Work instructions: Show each line of the data below that has the string "React" in it.

Data provided:
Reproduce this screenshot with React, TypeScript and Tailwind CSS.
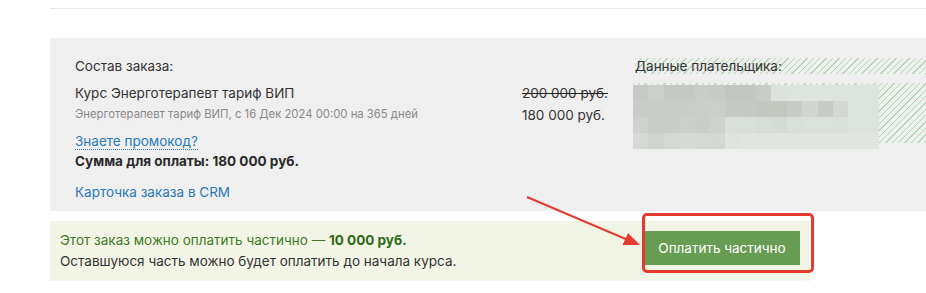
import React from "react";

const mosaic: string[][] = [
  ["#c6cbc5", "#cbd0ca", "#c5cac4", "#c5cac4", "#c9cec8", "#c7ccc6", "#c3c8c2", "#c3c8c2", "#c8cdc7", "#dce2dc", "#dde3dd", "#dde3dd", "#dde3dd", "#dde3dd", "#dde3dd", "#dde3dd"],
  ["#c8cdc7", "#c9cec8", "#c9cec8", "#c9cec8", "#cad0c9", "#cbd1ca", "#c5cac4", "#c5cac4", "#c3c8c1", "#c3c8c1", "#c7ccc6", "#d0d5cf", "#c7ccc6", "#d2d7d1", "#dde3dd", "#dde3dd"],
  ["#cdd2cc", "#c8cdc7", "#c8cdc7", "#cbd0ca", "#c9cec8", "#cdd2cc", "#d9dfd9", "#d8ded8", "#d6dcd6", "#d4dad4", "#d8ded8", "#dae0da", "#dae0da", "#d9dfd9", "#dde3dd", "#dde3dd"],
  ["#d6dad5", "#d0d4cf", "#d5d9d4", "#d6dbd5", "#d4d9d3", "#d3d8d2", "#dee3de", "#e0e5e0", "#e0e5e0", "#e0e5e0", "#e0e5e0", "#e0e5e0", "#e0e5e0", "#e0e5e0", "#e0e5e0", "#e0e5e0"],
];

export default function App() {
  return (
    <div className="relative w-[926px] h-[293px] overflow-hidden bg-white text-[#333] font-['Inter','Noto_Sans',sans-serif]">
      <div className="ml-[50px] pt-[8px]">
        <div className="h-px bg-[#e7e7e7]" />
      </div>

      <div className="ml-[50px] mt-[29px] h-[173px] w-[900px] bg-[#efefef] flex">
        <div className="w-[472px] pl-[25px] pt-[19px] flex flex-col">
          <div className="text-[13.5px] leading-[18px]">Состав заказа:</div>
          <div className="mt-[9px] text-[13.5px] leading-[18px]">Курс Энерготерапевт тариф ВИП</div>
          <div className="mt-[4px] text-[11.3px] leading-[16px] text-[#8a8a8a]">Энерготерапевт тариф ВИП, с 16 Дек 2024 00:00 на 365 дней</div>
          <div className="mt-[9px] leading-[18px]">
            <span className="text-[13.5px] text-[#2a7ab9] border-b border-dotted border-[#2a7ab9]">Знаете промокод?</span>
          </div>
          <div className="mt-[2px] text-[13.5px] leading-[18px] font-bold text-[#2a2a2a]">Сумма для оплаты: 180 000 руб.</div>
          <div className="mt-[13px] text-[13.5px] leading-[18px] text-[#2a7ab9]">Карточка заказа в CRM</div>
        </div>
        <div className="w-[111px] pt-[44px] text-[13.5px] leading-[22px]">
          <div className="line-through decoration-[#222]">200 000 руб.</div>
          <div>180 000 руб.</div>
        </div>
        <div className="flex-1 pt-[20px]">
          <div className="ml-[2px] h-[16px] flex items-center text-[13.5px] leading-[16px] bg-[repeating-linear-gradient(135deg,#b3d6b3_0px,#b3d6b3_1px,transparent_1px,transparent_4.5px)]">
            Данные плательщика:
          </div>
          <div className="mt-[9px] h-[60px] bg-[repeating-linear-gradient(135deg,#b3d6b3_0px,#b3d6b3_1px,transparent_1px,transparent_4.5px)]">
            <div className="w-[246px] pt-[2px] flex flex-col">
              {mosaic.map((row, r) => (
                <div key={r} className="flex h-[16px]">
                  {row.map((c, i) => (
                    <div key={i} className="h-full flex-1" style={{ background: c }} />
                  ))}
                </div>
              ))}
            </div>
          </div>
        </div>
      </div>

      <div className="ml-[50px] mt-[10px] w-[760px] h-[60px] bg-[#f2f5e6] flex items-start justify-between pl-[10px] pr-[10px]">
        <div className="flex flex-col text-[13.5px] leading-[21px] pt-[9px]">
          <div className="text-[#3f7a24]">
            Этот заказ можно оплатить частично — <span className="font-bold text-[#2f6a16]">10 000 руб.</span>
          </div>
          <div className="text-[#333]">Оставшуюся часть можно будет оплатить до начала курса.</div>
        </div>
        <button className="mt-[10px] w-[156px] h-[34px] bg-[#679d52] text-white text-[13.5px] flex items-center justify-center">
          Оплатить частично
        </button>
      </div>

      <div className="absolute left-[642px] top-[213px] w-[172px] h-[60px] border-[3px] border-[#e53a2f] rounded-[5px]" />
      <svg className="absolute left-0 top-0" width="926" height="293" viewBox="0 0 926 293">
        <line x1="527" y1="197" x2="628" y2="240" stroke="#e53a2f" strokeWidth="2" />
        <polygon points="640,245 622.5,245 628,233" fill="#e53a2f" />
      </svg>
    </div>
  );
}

Answer below:
Reproduce this screenshot with React, TypeScript and Tailwind CSS.
import React from "react";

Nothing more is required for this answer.